MTV is eager to cover Occupy Wall Street; it just doesn’t know how, at least not in any substantial or meaningful way. MTV News’ “True Life: I’m Occupying Wall Street” debuts today, following a protester named Bryan who works on the sanitation team and fights to keep the city from evicting the occupiers. And as part of its O Music Awards -- which have noting to do with Oprah -- MTV plans to bestow former Rage Against the Machine guitarist Tom Morello with a special award for Best #Occupy Wall Street Performance, for his strolling rendition of “This Fabled City.”

This is how MTV covers OWS – with a reality-esque documentary and an awards show. Which is fitting, since that’s about the only thing the network does anymore. It reveals a network that is clueless about the principles that inspired the movement and — perhaps even worse — exploitive in the most blatantly corporate sense of the word. Its first response to an important and possibly defining moment was to retrofit OWS to a format that’s easily as old as many of the demonstrators themselves. How long before we see JWoww and The Situation carrying picket signs?

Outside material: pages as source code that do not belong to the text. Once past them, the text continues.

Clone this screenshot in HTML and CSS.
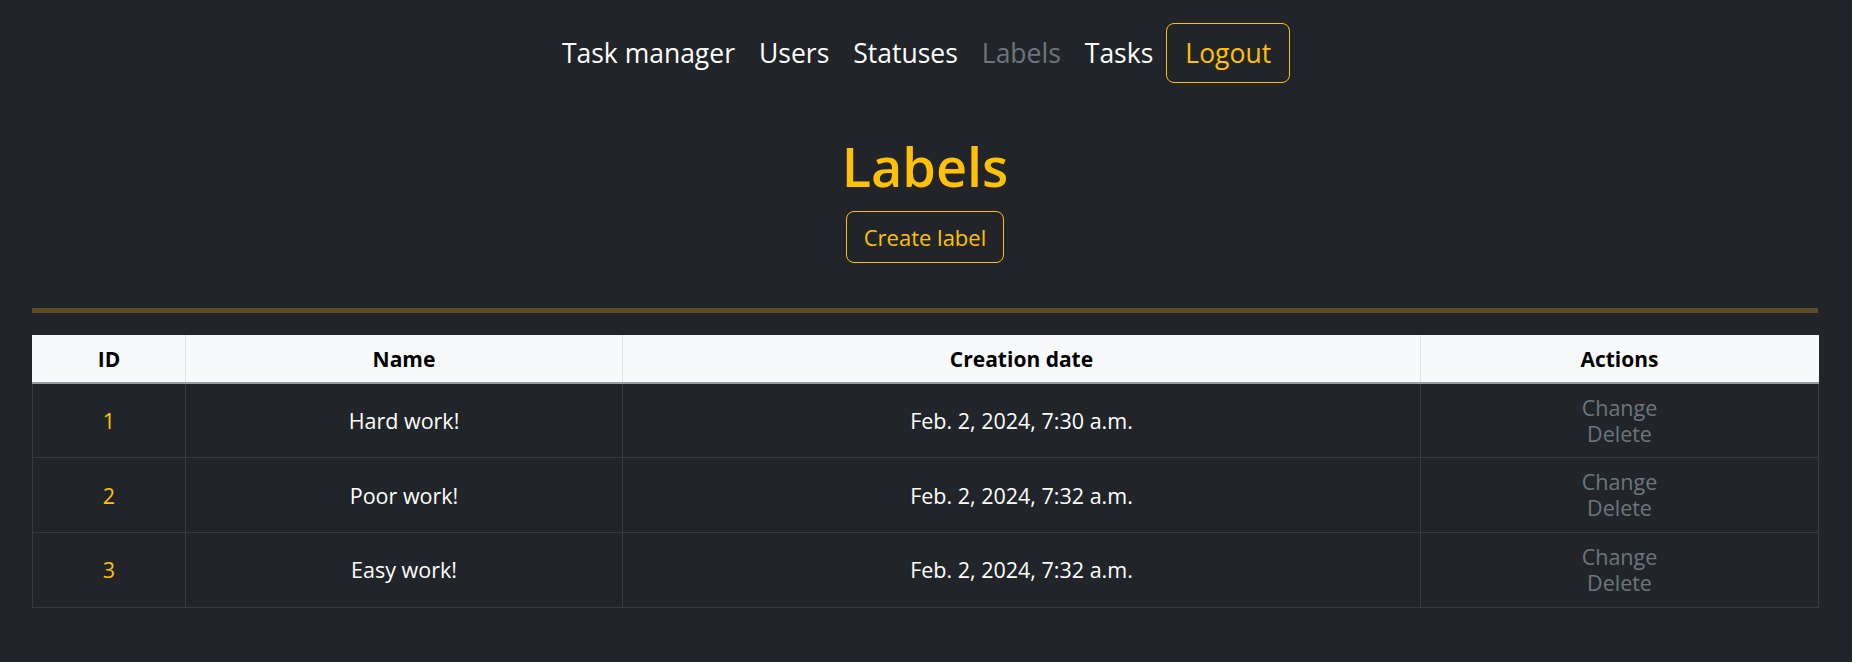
FILE: index.html
```html
<!DOCTYPE html>
<html lang="en">
<head>
<meta charset="utf-8">
<title>Labels</title>
<link rel="stylesheet" href="styles.css">
</head>
<body>
<nav class="topnav">
  <a class="nav-link brand" href="#">Task manager</a>
  <a class="nav-link" href="#">Users</a>
  <a class="nav-link" href="#">Statuses</a>
  <a class="nav-link active" href="#">Labels</a>
  <a class="nav-link" href="#">Tasks</a>
  <a class="btn-logout" href="#">Logout</a>
</nav>
<main class="page">
  <header class="page-head">
    <h1 class="title">Labels</h1>
    <a class="btn-create" href="#">Create label</a>
  </header>
  <hr class="divider">
  <table class="labels">
    <colgroup>
      <col class="c-id"><col class="c-name"><col class="c-date"><col class="c-actions">
    </colgroup>
    <thead>
      <tr><th>ID</th><th>Name</th><th>Creation date</th><th>Actions</th></tr>
    </thead>
    <tbody>
      <tr>
        <td class="id">1</td><td>Hard work!</td><td>Feb. 2, 2024, 7:30 a.m.</td>
        <td class="actions"><a href="#">Change</a><a href="#">Delete</a></td>
      </tr>
      <tr>
        <td class="id">2</td><td>Poor work!</td><td>Feb. 2, 2024, 7:32 a.m.</td>
        <td class="actions"><a href="#">Change</a><a href="#">Delete</a></td>
      </tr>
      <tr>
        <td class="id">3</td><td>Easy work!</td><td>Feb. 2, 2024, 7:32 a.m.</td>
        <td class="actions"><a href="#">Change</a><a href="#">Delete</a></td>
      </tr>
    </tbody>
  </table>
</main>
</body>
</html>
```

FILE: styles.css
```css
* { box-sizing: border-box; }
html, body { margin: 0; padding: 0; }
body {
  background: #212529;
  color: #fff;
  font-family: "Open Sans", "Noto Sans", sans-serif;
  height: 662px;
  overflow: hidden;
}
a { text-decoration: none; }

.topnav {
  display: flex;
  justify-content: center;
  align-items: center;
  padding-top: 23px;
  height: 82px;
}
.nav-link {
  color: #fff;
  font-size: 26.5px;
  padding: 0 12px;
  line-height: 40px;
}
.nav-link.brand { padding-left: 0; }
.nav-link.active { color: #6c757d; }
.btn-logout {
  color: #ffc107;
  font-size: 26.5px;
  line-height: 40px;
  padding: 9px 18px;
  border: 1px solid #ffc107;
  border-radius: 8px;
  margin-left: 1px;
}

.page { padding: 0 34px 0 32px; }
.page-head {
  display: flex;
  flex-direction: column;
  align-items: center;
}
.title {
  margin: 52px 0 0;
  font-size: 54px;
  line-height: 64px;
  font-weight: 600;
  color: #ffc107;
}
.btn-create {
  margin-top: 13px;
  color: #ffc107;
  font-size: 22px;
  line-height: 32px;
  padding: 9px 17px;
  border: 1px solid #ffc107;
  border-radius: 8px;
}
.divider {
  margin: 45px 0 0;
  border: 0;
  height: 5px;
  background: #5d4f23;
}

.labels {
  margin-top: 22px;
  width: 100%;
  border-collapse: collapse;
  table-layout: fixed;
  font-size: 21.5px;
}
.c-id { width: 153px; }
.c-name { width: 437px; }
.c-date { width: 798px; }
.c-actions { width: 398px; }

.labels th {
  background: #f8f9fa;
  color: #000;
  font-weight: 700;
  font-size: 21px;
  height: 48px;
  padding: 0 8px;
  border-left: 1px solid #dee2e6;
  border-right: 1px solid #dee2e6;
  border-bottom: 2px solid #9a9da1;
  text-align: center;
  vertical-align: middle;
}
.labels th:first-child { border-left-color: #f8f9fa; }
.labels th:last-child { border-right-color: #f8f9fa; }
.labels td {
  height: 74.7px;
  padding: 0 8px;
  border: 1px solid #373b3e;
  text-align: center;
  vertical-align: middle;
  color: #fff;
}
.labels td.id { color: #ffc107; }
.actions a {
  display: block;
  color: #6c757d;
  font-size: 21.5px;
  line-height: 26px;
}
```
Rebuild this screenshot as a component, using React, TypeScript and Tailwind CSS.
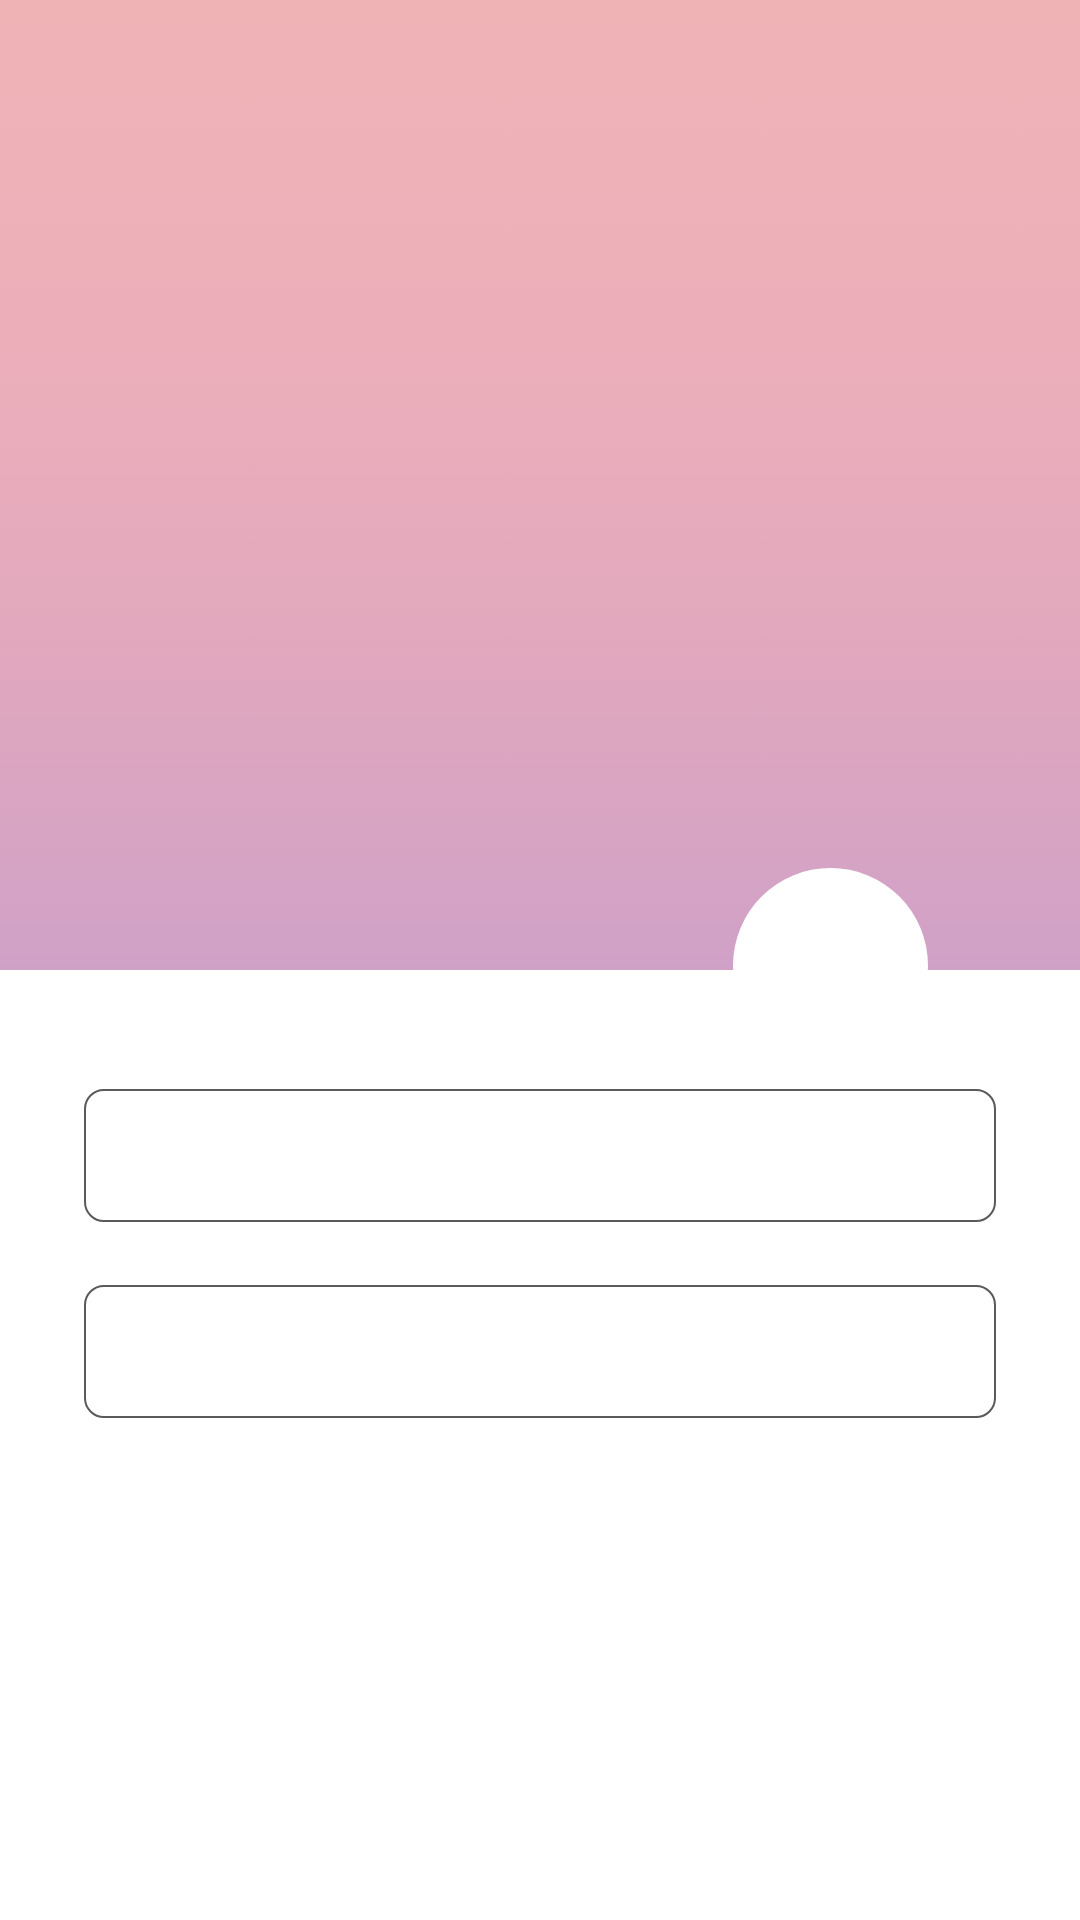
export default function App() {
  return (
    <div className="min-h-[1920px] w-[1080px] bg-white font-['Liberation_Sans',sans-serif]">
      <div className="relative h-[970px] bg-[linear-gradient(180deg,#efb3b6_0%,#ecafba_35%,#e2a8bd_65%,#d0a1c7_100%)]">
        {/* avatar placeholder overlapping the header edge */}
        <div className="absolute left-[733px] top-[868px] h-[195px] w-[195px] rounded-full bg-white" />
      </div>
      <div className="flex flex-col gap-[63px] px-[84px] pt-[119px]">
        <input
          className="h-[133px] w-full rounded-[20px] border-2 border-[#5a5a5a] bg-white px-6 text-3xl outline-none"
          aria-label="field one"
        />
        <input
          className="h-[133px] w-full rounded-[20px] border-2 border-[#5a5a5a] bg-white px-6 text-3xl outline-none"
          aria-label="field two"
        />
      </div>
    </div>
  );
}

Could there be a “Teen Mom” at the protests?

Ever since the synthy strains of "Video Killed the Radio Star" introduced the network in 1981 --  it’s been easy sport to bash the channel for its vapidity and youthmongering. MTV is like "Saturday Night Live" -- you can't kill it or embarrass it, no matter how bad it gets.

It’s all too easy to get dewy-eyed over the MTV of yore, and “I Want My MTV,” the compulsively readable oral history by Craig Marks and Rob Tannenbaum, makes it possible even to wax nostalgic over a channel that had Journey and REO Speedwagon in heavy rotation, and made us stay up until after midnight on Sunday to watch anything good on "120 Minutes."

As “I Want My MTV” makes clear, MTV has always had a difficult time untangling its cultural and entrepreneurial motivations, and those problems have only grown more troublesome over the years. Even during the '90s, when the network strove for the legitimacy of a mainstream news agency, its programming department was quick to pick up on alternative rock, but even quicker to laud latecomers like Stone Temple Pilots and Silverchair. If it had a hand in defining alternative as a pop cultural movement, the network had an even bigger hand in commodifying and defanging it. No wonder OWS supporters are suspicious.

To quote a star from MTV’s early days: “Same as it ever was.” But when people criticize MTV, it's always with the same line -- they stopped playing music years ago. That criticism is older than Rebecca Black, who may be the only video star MTV didn’t create.

No, the problem with MTV isn't the lack of videos. It's that 15 years ago, with the growth of reality TV and the Internet-fueled splintering of youth culture into hundreds of tiny niches, MTV made the conscious business decision to hold its audience together by sinking to the lowest common denominator. And it worked. If MTV wanted to define "cultural cesspool" in a time when that's a legitimate challenge, with all the bad girls and bachelorettes and Kardashians out there, they've succeeded wildly.

The network’s shows have grown increasingly pandering and exploitive, pushing the boundaries of taste with series that glorify teen pregnancy (“Sixteen and Pregnant”), teen sex (“Skins,” a remake of a British show) and cultural stereotyping (“Jersey Shore”). Someplace, Kurt Loder is rolling in his grave because he can't actually be alive to see this.

Trash entertainment has a place in pop culture, of course. But unlike the works of lowbrow auteurs like John Waters or Russ Meyers -- or even Chuck Lorre -- there is no larger social mission here, no perspective, no integrity. There aren’t even any cheap thrills. Watching the cast of “Jersey Shore” get drunk and say stupid shit again is losing its novelty, and the series’ season finale saw a precipitous drop in viewers. And when there's a legitimate youth movement in the street, where's MTV? Catching up.

But one promising sign might be the revival of “Beavis and Butt-head,” Mike Judge’s animated series about too doofuses whose love of fire, boobs and rock somehow allows them to comment incisively on pop culture. For most of a typical episode, they simply sit on the couch and make fun of music videos. These days, “Beavis and Butt-head” skewers MTV programming like “Jersey Shore” and “True Life.”

Beavis and Butthead don’t hold back, either: These segments are hilarious, smart and vicious. Does the show signal a sea change in the network’s understanding of its own product or, as usual, is MTV jumping belatedly on the MTV-bashing bandwagon? At the very least, it unites so many of us in our hatred of what MTV has become.